Sin saber qué otra opción elegir, Paf decidió que hablar con su hermana la divorciada podía ser una buena idea. Le pediría disculpas y ayuda, todo en uno. Después de todo, siempre se habían llevado muy bien, siempre hasta que él se disfrazó de cruzado, levantó la espada flamígera y fue a conquistar los santos lugares en la sobremesa de un cumpleaños.

Se sentó delante del ordenador, más de una corrección fraterna le había caído por no tener la pantalla mirando a la puerta, de manera que cualquiera que pasara por delante de su habitación pudiera ver lo que estaba haciendo (“es delicadeza en la entrega”, le decían), rebuscó hasta encontrar el correo de su hermana y tecleó “Marta, hola”.
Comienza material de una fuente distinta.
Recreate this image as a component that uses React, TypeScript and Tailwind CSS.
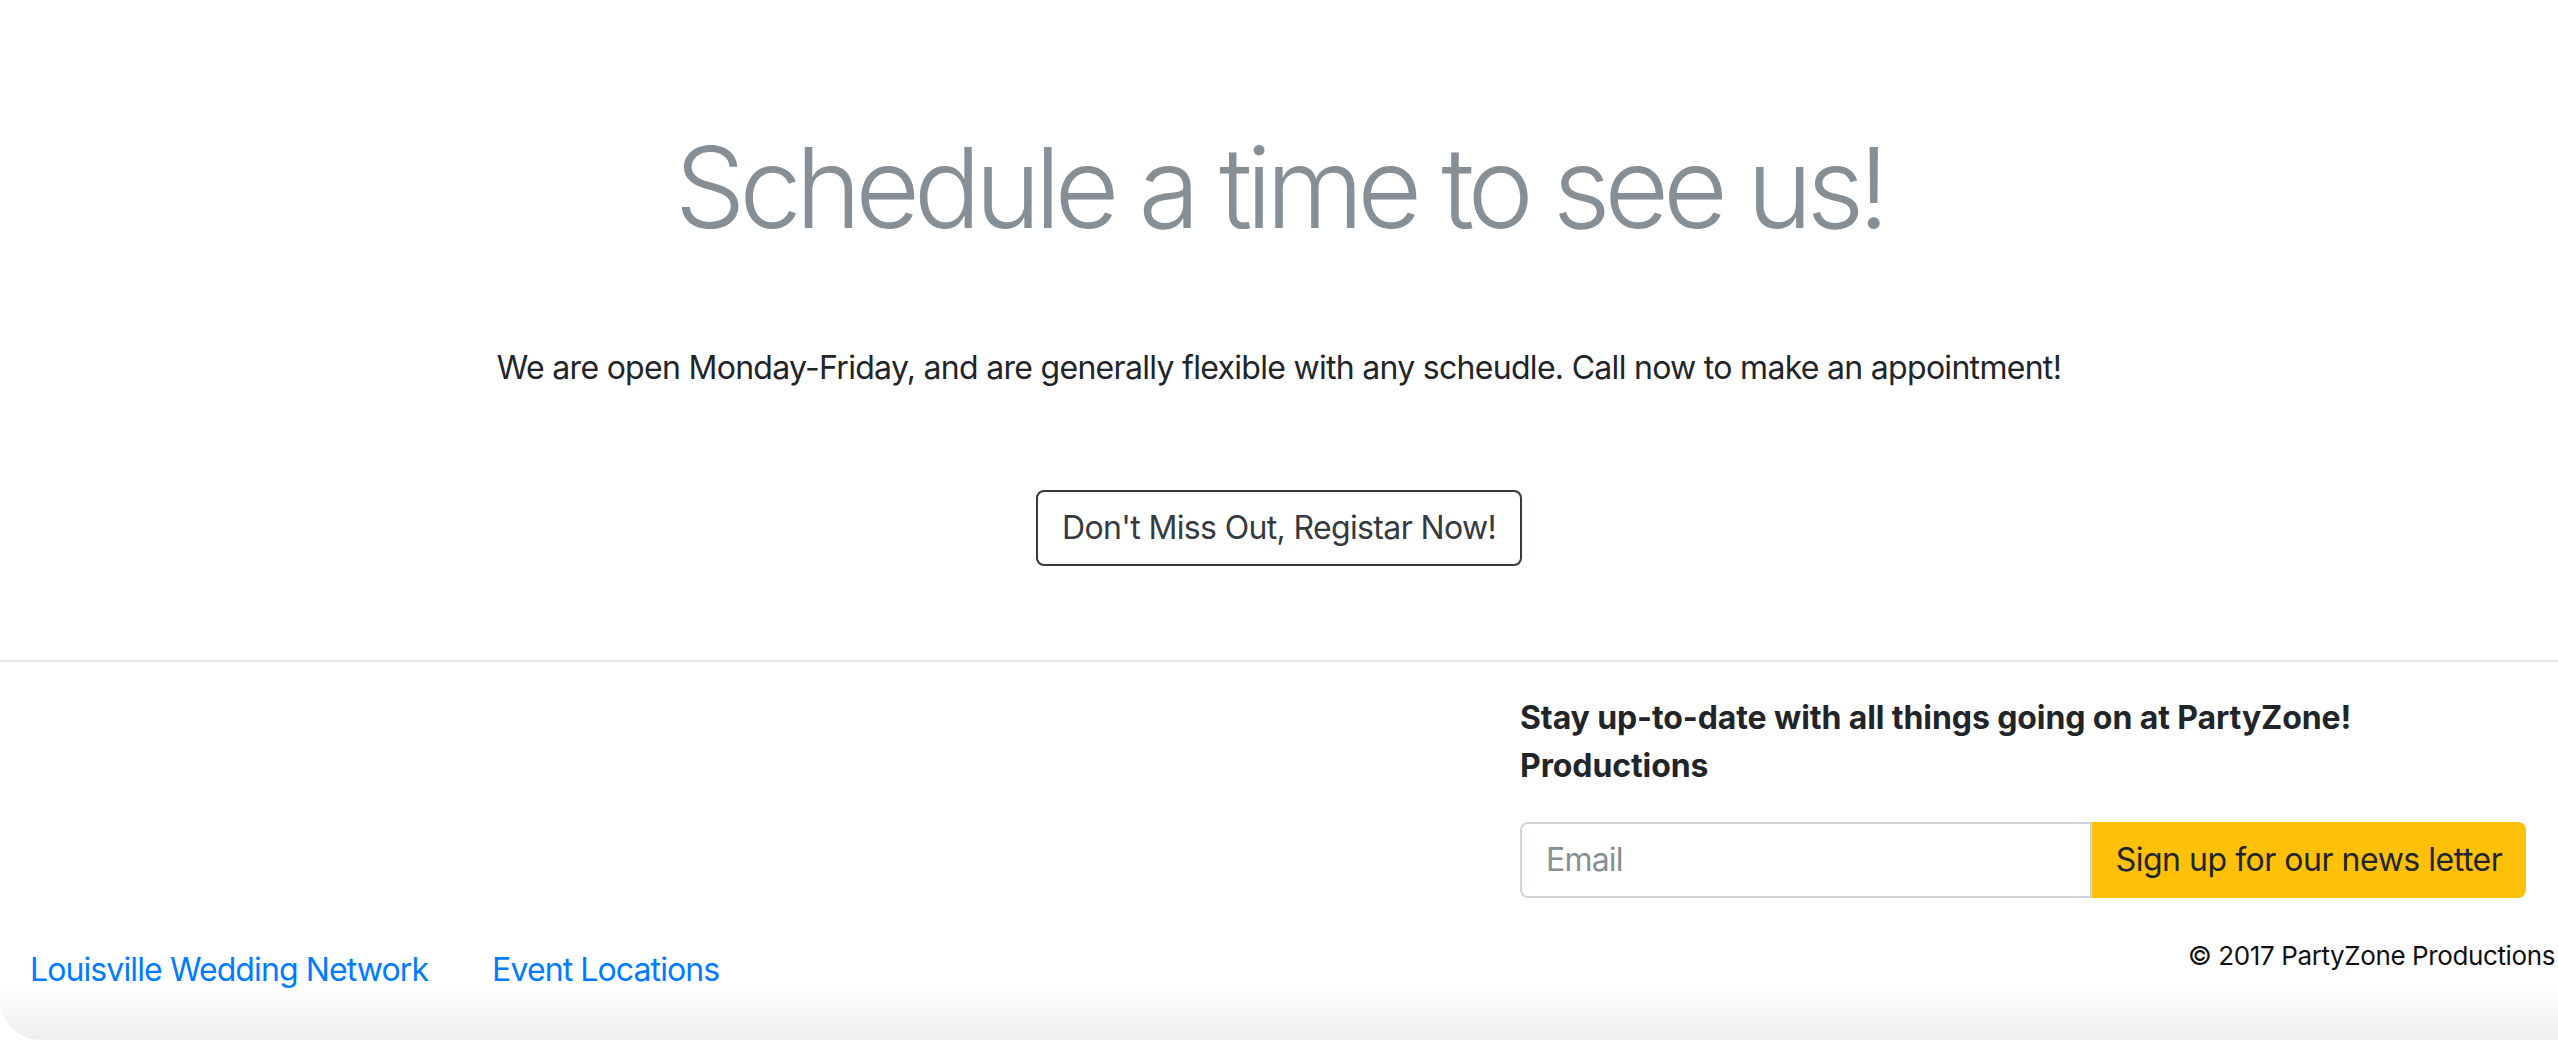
export default function App() {
  return (
    <div className="relative w-[2558px] h-[1040px] overflow-hidden bg-white font-['Inter','Liberation_Sans',sans-serif] text-[#212529]">
      <section className="flex flex-col items-center pt-[120px]">
        <h1 className="text-[112px] leading-[1.2] font-light tracking-[-0.056em] text-[#868e96]">
          Schedule a time to see us!
        </h1>
        <p className="mt-[90px] text-[32px] leading-[48px] tracking-[-0.022em]">
          We are open Monday-Friday, and are generally flexible with any scheudle. Call now to make an appointment!
        </p>
        <button className="mt-[98px] h-[76px] px-[24px] rounded-[8px] border-2 border-[#343a40] text-[32px] leading-[48px] tracking-[-0.02em] text-[#343a40] bg-white">
          Don't Miss Out, Registar Now!
        </button>
      </section>

      <div className="mt-[94px] h-[2px] bg-[#e6e6e6]" />

      <footer className="flex">
        <div className="flex-1 flex gap-[64px] pt-[284px] pl-[30px] text-[32px] leading-[48px] tracking-[-0.028em] text-[#007bff]">
          <a href="#">Louisville Wedding Network</a>
          <a href="#">Event Locations</a>
        </div>
        <div className="w-[1038px] pt-[32px]">
          <h5 className="w-[1006px] text-[32px] leading-[48px] font-bold tracking-[-0.003em] text-[#212529]">
            Stay up-to-date with all things going on at PartyZone! Productions
          </h5>
          <div className="mt-[32px] flex w-[1006px] h-[76px]">
            <input
              placeholder="Email"
              className="flex-1 min-w-0 rounded-l-[8px] border-2 border-[#ced4da] px-[24px] text-[32px] tracking-tight text-[#495057] placeholder:text-[#868e96] outline-none"
            />
            <button className="w-[434px] rounded-r-[8px] bg-[#ffc107] text-[32px] tracking-[-0.015em] text-[#212529]">
              Sign up for our news letter
            </button>
          </div>
          <p className="mt-[38px] pr-[3px] text-right text-[26px] leading-[39px] tracking-[-0.015em] text-[#111]">
            © 2017 PartyZone Productions
          </p>
        </div>
      </footer>

      <div className="pointer-events-none absolute bottom-0 left-0 right-0 h-[55px] rounded-bl-[40px] bg-linear-to-b from-white/0 to-[#eeeeee]" />
    </div>
  );
}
A los pocos meses de retomar el contacto con su hermana, dejó la institución. Vivió durante unas semanas en casa de Marta y descubrió, para su sorpresa, que el compañero de su hermana era un tipo mucho más agradable y buena persona que el que fue su cuñado. Él y Marta le ayudaron a buscar piso y señora de la limpieza. Algunos sábados come con ellos y se lleva recetas de cocina “con explicaciones”. Le han presentado a una montaña de amigos y Paf se ha dado cuenta de la distancia que le separa de la gente normal y de la naturalidad que le falta, pero su hermana le asegura que tiempo al tiempo.

Y hasta aquí la historia real, repito, de Pafnucio. Las preguntas que surgen, ¿Y si no hubiera tenido trabajo fuera?, ¿Y si no hubiera tenido una hermana?, ¿Y si el miedo le hubiera atenazado hasta impedirle dar el paso definitivo?, no vienen al caso porque la historia ha terminado bien, por suerte para su protagonista.

Sin embargo, yo tengo otras preguntas que, volviendo al inicio de este ya bastante largo post, para mí son más preocupantes que el hecho de incitar a fumar. A día de hoy se consultan, no importa la edad ni el sexo ni la situación, todos y cada uno de los planes y si el/la directora/a dice que no, el plan se olvida. No solo no exagero sino que los numerarios y numerarias que aquí me leen pueden dar fe de ello.

¿Qué se ha hecho a la madurez e independencia de un hombre de cincuenta años para que se sienta obligado a consultar si puede ir a comer con su hermana un domingo? ¿Por qué se inutiliza al ser humano hasta ese punto? ¿Por qué se le castra hasta hacerle dependiente en todos y cada uno de los aspectos normales de la vida?

Esto, lectores que habéis llegado hasta aquí con una paciencia infinita, esto es una tragedia.